Did you know?
This is a dangerous job.
Each week when I embark on my trips through newspaper archives of the notable events that have shaped Fayette County, I risk serious bodily injury.
It happens all the time. I reel through old newspapers, and suddenly, and without warning, I find myself falling off my chair.
This week is no exception.
Oh, I’ve already told you about the times I’ve found myself on the floor when I learned about the local visits to the county by Jesse Owens, Jim Thorpe, Honus Wagner, Josh Gibson, Joe Louis, Joe Montana, “Gentleman Jim” Corbett, James J. Jeffries, Dizzy Dean, Johnny Weismuller, Ken Griffey, Sr., Satchel Paige, John L. Sullivan, Branch Rickey, Woody Hayes, Jersey Joe Walcott, Fritzie Zivic and many of them who’d shown-off their athletic prowess here.
But I never thought I’d experience another potential injury after reeling through Uniontown newspapers published nearly 118 years ago.
Somebody call me an ambulance!
I’ll get to that part later.
Sports wasn’t the only thing on the minds of local newspaper readers in 1893.
In Connellsville, for instance, there was a “queer complaint” that made front page news in the July 7 edition of the Uniontown Evening News.
“Nests of Nuisance,” was the headline for a story about a Connellsville doctor who’d become the subject of complaints because he’d installed bird boxes near his house that were used to feed sparrows and swallows.
The bird feeders had apparently caused an annoyance, and the doctor was hauled before the town’s burgess.
When the burgess ordered the doctor to remove the bird boxes, the doctor refused, claiming the burgess didn’t have any jurisdiction in the matter.
The entire episode was called “one of the most peculiar cases in the history of the town.”
Four days later, on July 11, there was another strange case which involved a missing New Salem school teacher.
That teacher, A.L.W. Fike, had been missing for three years.
It was suspected that he’d taken off with an 18 year-old teacher at his school.
But six months earlier, the young lady returned to New Salem and claimed she’d been furthering her studies at the Ebensburg Normal School.
She also denied she had anything to do with Fike’s disappearance.

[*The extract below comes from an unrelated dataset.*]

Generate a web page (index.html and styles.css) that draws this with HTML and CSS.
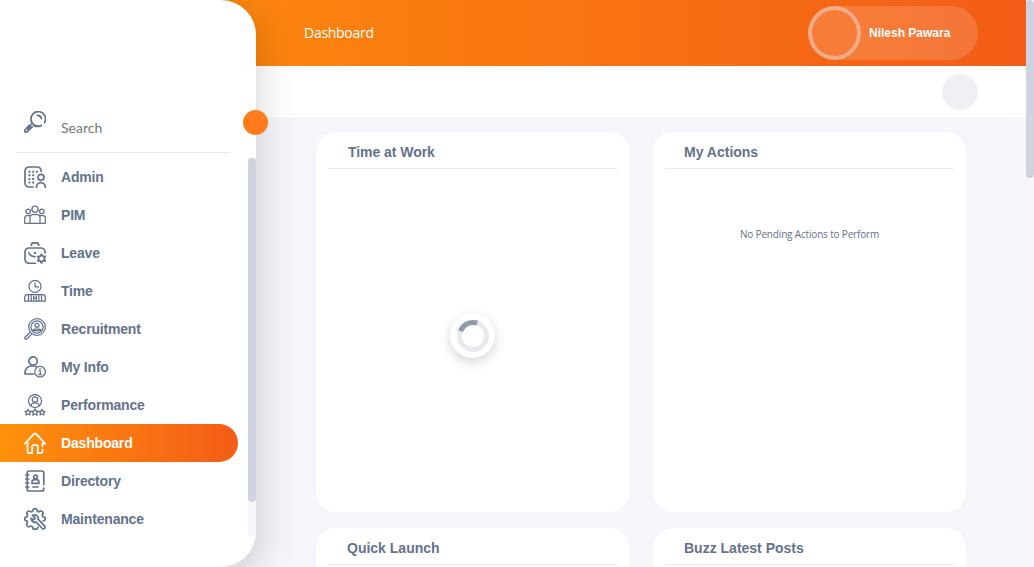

However, a month earlier, a letter was sent to the Uniontown Genius of Liberty, by a “tramp” who purported to have murdered A.L.W. Fike at a train depot in Falls City in 1890.
According to the letter, the tramp had intended to rob the school teacher, and he eventually bludgeoned him with a stone.
That letter was immediately called into question.
First, there was a search of the area where the tramp had claimed he killed Fike. There was no sign of Fike’s remains.
And secondly, the letter’s handwriting was considered suspicious. “It was compared with other matter(s) he (Fike) had written and they are identical,” it said.
Now to those aforementioned sporting developments.
“The Pittsburg National League Club to Play Here September 13,” was atop a front page story in the Evening News on Sept. 5, 1893.
“The Pittsburgs are next to the strongest team in the country and there will a good deal of interest in the game, as a great many people are desirous of seeing the big league players, and also making the comparison between them and the Amateurs (Uniontown’s baseball team),” the story said.
Unfortunately, I couldn’t find any newspaper accounts of that announced Sept. 13 game with the Pirates on Sept. 14.
However, in that day’s edition of the Evening News, I did find another announcement that the New York Giants were scheduled to play in Uniontown in early October.
As it turns out, both the Pirates and the Giants played in Uniontown that year.
But there’s more.
Uniontown’s baseball team actually beat the New York Giants by a score of 12-10 on Oct. 2.
“It was a contest that was exciting from start to finish and every one of the 2,000 spectators almost yelled themselves hoarse,” said the game’s front page account.
(They would also lose a game to the Giants by a score of 7-3 on Oct. 3).
That loss, though, should have been nothing of which to be ashamed, since two of the Giants’ players who played that day would later become members of the Baseball Hall of Fame.
John “Monte” Ward played second base and Roger Connor played first base for the Giants
A few days later, the Pittsburgh Pirates did come to town.
To the dismay of Uniontown’s baseball fans, the Pirates clobbered Uniontown’s amateurs by a score of 13-3.
“We wre done up,” was emblazoned across the game’s account on the front page of the Evening News.
In the box score for the game, I noticed the second baseman’s name was listed as “Mack.”
I took a look at the Pirates history, and discovered the Mack who played second base for the Pirates that year was really Cornelius McGillicuddy, Sr. – or as baseball fans everywhere would come to know him – Connie Mack.
That’s right, the baseball Hall of Famer, who would later become the longest-serving baseball owner in Major League history (the Philadelphia Athletics), played a game in Uniontown in 1893.
Connie Mack reached first on an error in the first inning. And he would later reach base on a single, as part of a nine-run second inning.
But, perhaps, most importantly, since the outcome of the game was never in doubt, it was written that he was “one of the most gentlemanly ballplayers in the business.”